Records with interface code
+++++

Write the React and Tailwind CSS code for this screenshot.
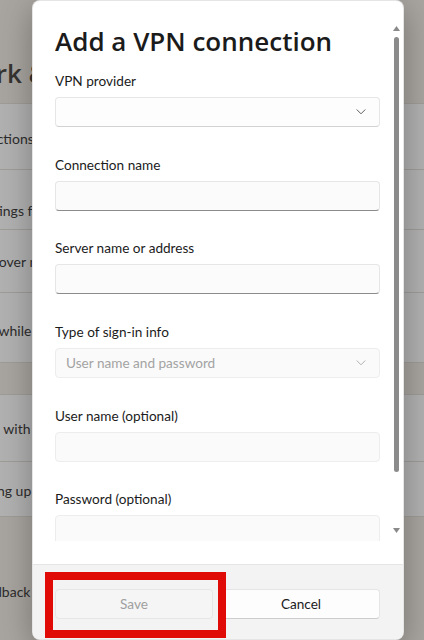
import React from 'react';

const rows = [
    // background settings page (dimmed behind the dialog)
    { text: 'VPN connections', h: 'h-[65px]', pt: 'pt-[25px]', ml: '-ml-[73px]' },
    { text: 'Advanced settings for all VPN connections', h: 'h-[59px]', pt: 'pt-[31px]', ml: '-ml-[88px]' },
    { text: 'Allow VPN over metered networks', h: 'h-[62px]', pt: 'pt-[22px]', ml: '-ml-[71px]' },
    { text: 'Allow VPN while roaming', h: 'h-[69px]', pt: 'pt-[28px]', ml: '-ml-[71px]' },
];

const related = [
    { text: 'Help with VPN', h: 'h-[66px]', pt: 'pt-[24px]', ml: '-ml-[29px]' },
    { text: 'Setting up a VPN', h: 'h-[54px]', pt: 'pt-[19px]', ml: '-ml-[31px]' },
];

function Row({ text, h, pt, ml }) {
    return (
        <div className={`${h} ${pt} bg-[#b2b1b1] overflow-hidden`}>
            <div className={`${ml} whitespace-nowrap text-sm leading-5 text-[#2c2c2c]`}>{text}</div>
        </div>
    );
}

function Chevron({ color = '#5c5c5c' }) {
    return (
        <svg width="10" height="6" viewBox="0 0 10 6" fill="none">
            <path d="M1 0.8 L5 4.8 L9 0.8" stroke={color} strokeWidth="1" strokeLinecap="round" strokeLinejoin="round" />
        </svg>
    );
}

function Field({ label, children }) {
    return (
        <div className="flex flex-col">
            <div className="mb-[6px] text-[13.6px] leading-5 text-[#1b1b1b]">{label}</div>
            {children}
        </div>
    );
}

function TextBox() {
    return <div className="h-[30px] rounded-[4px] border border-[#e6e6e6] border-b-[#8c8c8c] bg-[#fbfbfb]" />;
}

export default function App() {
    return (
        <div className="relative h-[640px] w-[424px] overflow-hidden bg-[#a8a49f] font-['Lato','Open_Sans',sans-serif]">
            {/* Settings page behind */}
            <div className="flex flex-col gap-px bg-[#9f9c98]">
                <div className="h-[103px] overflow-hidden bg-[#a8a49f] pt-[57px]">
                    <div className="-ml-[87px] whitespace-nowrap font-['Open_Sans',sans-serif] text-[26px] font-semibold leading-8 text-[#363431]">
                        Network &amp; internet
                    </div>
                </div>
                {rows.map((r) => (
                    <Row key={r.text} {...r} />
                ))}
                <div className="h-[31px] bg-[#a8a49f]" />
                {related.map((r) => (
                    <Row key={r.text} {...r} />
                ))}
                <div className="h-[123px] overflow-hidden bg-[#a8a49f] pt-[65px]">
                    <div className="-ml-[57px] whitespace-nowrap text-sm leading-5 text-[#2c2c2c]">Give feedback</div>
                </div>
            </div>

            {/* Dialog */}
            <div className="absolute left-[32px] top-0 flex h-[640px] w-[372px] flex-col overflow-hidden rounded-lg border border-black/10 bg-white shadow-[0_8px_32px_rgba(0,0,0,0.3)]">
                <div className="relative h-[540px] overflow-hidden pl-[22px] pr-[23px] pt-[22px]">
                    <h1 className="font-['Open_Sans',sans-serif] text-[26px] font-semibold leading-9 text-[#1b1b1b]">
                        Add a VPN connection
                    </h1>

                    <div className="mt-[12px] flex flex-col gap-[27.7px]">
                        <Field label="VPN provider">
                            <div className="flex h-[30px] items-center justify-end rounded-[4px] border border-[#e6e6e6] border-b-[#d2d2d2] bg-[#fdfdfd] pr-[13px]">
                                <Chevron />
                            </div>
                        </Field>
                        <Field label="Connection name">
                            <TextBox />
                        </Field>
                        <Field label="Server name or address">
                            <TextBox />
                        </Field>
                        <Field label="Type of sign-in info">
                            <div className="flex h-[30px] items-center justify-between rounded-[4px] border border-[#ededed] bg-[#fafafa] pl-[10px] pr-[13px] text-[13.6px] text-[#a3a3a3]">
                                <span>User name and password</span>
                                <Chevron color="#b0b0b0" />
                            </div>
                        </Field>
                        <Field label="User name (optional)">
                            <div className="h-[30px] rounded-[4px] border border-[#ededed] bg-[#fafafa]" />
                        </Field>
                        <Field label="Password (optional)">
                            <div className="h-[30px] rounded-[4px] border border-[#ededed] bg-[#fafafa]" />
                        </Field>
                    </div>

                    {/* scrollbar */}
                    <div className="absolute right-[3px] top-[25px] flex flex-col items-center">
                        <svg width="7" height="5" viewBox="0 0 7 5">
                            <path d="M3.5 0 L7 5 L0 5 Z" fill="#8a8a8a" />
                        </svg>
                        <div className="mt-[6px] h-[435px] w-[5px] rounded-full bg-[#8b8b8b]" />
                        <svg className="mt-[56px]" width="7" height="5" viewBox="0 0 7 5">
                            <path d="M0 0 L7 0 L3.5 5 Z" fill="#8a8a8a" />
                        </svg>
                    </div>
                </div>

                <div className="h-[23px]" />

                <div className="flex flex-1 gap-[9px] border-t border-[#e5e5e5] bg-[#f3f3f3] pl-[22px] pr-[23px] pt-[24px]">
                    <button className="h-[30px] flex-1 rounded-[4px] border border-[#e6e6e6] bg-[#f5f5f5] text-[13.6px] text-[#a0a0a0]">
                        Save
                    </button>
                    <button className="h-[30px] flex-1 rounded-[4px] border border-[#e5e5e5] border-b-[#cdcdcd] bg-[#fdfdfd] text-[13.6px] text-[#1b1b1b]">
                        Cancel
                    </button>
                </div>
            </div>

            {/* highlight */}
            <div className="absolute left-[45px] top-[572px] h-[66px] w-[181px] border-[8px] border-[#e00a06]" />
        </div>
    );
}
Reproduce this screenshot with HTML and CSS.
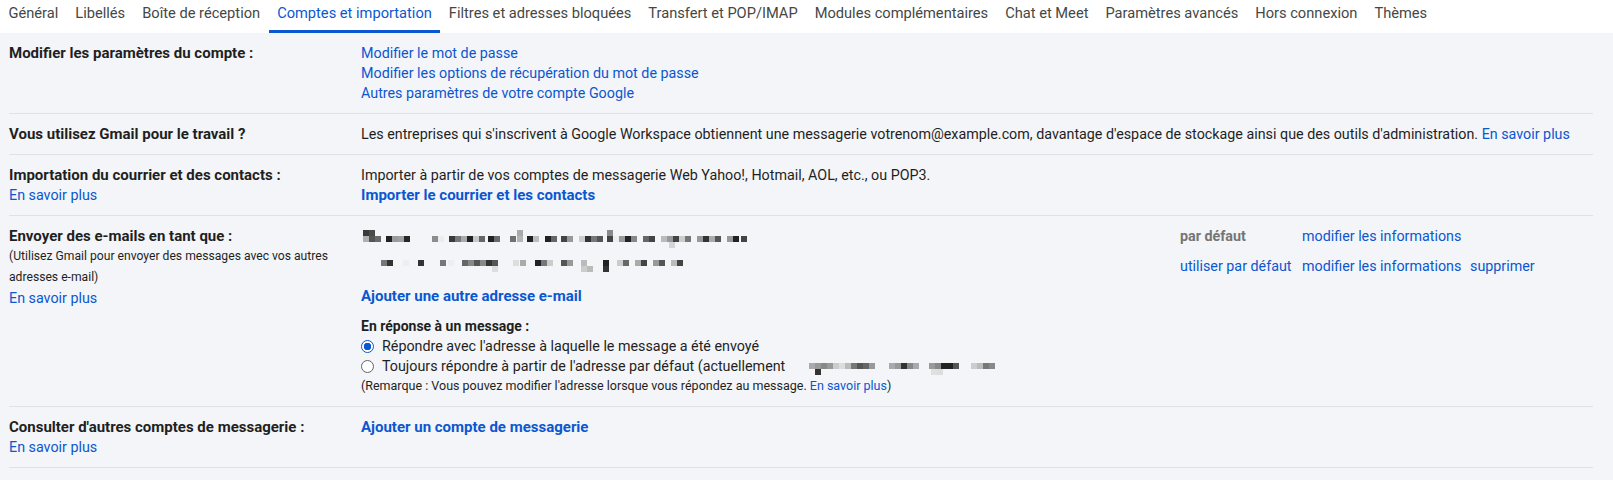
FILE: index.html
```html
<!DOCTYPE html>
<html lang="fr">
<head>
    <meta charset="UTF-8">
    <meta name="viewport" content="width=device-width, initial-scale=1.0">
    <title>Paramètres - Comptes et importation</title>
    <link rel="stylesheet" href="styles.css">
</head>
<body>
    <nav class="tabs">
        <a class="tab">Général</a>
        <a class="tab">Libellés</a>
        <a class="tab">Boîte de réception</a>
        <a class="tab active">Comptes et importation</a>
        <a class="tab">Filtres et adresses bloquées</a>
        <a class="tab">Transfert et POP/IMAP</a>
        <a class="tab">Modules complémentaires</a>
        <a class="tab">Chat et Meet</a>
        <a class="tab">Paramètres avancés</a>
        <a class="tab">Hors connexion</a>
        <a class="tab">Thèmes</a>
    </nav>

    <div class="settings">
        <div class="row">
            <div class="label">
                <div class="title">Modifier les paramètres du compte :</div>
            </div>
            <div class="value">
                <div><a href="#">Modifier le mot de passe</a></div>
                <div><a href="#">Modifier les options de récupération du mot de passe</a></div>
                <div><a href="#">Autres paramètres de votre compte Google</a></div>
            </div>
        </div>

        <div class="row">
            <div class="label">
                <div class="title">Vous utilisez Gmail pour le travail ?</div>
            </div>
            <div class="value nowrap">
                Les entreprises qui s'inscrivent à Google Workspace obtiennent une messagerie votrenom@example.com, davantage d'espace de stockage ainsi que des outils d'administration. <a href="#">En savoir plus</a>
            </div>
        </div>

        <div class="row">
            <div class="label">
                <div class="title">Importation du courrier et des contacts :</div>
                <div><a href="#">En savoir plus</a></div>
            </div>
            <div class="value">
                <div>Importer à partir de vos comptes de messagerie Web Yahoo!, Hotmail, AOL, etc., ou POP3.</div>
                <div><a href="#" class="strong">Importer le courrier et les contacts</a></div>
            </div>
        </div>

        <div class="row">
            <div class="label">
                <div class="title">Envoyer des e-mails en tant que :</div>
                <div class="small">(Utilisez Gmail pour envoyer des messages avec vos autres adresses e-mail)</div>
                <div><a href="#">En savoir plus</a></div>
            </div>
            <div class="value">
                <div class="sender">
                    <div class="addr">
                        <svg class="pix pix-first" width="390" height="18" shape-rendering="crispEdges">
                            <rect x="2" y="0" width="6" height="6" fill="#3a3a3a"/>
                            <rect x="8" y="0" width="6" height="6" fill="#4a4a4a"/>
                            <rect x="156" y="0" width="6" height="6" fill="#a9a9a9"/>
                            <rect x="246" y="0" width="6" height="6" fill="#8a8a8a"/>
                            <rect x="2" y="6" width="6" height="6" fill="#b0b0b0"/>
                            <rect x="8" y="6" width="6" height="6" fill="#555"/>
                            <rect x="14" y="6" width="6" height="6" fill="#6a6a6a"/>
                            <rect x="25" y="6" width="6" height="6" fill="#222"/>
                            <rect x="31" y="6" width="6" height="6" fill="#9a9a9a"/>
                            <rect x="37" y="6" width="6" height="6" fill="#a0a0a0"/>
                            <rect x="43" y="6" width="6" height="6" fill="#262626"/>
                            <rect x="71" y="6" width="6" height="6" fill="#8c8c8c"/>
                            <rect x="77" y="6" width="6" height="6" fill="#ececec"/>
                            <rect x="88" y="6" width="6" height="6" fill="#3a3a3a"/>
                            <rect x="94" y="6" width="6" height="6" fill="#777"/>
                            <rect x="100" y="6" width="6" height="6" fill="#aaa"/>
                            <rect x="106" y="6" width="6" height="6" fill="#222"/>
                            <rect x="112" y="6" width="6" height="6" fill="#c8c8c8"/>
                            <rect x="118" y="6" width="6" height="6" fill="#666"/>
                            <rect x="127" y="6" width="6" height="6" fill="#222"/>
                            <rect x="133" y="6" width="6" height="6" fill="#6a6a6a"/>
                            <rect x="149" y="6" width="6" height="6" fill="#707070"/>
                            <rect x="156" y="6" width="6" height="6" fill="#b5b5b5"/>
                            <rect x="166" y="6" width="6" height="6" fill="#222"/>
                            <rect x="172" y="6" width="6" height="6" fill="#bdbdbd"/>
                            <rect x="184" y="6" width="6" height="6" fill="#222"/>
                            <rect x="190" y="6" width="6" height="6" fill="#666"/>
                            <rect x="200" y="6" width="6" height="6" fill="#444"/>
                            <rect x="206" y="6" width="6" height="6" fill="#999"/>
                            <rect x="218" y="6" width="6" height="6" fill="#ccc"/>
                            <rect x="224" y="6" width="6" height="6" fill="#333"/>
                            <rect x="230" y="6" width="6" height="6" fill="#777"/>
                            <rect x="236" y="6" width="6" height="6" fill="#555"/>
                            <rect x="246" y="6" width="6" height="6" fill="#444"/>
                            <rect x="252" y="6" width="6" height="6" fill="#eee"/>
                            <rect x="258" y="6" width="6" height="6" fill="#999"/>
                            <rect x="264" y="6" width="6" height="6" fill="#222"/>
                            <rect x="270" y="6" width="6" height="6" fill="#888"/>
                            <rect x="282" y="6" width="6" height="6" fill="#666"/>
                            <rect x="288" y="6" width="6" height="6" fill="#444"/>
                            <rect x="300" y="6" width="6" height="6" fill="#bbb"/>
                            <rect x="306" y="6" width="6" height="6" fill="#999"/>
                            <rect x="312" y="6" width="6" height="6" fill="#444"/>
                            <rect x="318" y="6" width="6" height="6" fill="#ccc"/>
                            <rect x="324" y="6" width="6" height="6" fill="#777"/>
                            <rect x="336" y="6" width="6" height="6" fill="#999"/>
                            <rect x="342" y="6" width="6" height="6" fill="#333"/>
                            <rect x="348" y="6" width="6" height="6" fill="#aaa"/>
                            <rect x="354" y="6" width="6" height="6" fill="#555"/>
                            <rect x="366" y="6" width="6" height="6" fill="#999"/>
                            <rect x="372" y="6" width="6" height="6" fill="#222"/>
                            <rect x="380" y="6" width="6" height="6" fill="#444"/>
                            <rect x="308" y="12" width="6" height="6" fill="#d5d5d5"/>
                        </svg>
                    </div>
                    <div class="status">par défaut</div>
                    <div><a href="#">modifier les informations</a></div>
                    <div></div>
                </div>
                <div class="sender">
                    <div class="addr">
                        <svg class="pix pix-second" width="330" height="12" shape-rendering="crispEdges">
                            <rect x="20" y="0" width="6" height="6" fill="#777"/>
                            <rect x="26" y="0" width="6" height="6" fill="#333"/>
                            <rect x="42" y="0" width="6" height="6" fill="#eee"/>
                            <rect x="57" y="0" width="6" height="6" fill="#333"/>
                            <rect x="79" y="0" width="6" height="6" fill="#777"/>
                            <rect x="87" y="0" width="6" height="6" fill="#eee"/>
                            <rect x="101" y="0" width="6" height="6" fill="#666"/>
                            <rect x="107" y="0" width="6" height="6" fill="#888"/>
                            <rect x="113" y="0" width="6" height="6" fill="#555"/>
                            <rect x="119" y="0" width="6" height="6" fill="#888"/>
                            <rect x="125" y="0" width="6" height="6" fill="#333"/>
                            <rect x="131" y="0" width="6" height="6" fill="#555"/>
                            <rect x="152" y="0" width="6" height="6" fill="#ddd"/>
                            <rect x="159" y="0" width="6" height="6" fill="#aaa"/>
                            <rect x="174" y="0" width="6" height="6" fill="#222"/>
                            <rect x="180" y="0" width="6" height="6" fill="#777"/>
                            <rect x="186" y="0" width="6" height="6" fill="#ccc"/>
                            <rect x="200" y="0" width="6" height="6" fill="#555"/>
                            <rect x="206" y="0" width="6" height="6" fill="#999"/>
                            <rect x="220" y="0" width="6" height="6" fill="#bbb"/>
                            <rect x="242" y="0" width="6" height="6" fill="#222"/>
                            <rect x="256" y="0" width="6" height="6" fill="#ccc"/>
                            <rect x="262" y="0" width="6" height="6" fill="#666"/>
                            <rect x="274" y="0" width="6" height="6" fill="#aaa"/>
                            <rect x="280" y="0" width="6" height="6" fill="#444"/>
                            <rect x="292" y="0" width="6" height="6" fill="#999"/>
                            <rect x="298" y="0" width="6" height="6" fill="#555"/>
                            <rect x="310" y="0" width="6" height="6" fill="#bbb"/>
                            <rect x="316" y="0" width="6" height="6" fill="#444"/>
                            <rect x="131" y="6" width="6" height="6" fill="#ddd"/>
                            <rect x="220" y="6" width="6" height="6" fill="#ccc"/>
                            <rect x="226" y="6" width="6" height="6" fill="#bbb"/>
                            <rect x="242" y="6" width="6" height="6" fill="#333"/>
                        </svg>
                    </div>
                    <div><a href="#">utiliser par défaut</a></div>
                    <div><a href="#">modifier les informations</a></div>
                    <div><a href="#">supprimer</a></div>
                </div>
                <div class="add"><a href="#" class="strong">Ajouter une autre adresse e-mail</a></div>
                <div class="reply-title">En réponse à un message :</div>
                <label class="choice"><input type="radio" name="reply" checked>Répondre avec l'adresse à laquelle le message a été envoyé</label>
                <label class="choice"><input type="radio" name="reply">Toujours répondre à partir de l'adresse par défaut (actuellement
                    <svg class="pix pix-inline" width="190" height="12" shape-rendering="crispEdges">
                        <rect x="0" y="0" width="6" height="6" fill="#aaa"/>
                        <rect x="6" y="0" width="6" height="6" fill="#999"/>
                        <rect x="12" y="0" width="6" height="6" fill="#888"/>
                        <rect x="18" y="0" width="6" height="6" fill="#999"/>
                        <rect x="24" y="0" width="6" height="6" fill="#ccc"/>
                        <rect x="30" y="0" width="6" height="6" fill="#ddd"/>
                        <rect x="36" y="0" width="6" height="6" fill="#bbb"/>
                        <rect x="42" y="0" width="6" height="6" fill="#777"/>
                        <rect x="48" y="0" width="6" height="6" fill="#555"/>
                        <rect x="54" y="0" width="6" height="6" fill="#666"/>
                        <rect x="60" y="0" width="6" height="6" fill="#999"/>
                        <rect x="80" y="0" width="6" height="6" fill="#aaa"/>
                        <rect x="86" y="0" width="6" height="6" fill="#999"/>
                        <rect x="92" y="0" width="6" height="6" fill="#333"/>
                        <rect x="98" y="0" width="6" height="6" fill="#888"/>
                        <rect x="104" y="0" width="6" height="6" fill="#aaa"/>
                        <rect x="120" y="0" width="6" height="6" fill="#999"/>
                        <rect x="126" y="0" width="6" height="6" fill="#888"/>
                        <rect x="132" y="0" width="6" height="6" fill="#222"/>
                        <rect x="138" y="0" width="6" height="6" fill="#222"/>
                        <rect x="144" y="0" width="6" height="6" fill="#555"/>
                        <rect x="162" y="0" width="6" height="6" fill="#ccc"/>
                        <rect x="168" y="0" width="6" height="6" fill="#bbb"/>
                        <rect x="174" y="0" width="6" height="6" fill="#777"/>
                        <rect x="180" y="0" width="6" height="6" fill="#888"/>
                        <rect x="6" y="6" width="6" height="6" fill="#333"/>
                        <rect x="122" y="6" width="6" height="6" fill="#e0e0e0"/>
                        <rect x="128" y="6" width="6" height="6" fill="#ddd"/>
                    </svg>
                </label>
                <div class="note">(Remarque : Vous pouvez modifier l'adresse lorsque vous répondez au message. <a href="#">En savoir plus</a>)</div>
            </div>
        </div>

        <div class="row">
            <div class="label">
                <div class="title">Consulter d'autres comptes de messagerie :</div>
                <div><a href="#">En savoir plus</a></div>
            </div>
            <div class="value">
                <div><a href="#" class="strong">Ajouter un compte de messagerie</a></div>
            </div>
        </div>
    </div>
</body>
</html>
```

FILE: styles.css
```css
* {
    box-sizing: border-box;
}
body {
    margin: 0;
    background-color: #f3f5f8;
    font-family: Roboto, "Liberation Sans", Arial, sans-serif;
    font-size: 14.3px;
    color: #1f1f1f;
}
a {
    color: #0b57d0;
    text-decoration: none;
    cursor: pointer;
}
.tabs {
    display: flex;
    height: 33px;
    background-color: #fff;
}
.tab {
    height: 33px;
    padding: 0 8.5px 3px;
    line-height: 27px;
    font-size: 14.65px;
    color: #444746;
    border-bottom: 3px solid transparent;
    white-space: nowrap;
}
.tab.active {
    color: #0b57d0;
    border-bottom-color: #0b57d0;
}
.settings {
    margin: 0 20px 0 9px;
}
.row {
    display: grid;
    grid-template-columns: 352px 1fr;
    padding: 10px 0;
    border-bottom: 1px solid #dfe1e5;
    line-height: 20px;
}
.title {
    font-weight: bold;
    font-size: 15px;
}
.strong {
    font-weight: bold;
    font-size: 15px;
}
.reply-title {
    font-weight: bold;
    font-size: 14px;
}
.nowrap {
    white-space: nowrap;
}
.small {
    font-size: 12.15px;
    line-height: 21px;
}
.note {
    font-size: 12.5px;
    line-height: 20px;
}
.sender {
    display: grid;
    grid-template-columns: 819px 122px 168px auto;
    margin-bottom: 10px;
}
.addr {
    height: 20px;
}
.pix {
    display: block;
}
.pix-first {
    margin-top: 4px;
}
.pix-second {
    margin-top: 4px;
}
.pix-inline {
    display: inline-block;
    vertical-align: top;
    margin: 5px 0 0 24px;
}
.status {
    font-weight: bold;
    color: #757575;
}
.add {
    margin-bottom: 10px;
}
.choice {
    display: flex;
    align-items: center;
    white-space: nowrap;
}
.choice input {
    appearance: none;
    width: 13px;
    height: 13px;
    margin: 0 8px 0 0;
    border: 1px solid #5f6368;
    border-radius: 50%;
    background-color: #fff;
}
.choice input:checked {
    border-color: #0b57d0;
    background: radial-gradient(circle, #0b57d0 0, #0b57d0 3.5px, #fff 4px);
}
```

+++++

Take the lines from the start of the material to the line with "import React from 'react';", both included, and transcribe them exactly without the pictures.

→ **RESPONSE TO THE TASK**:
Write the React and Tailwind CSS code for this screenshot.
import React from 'react';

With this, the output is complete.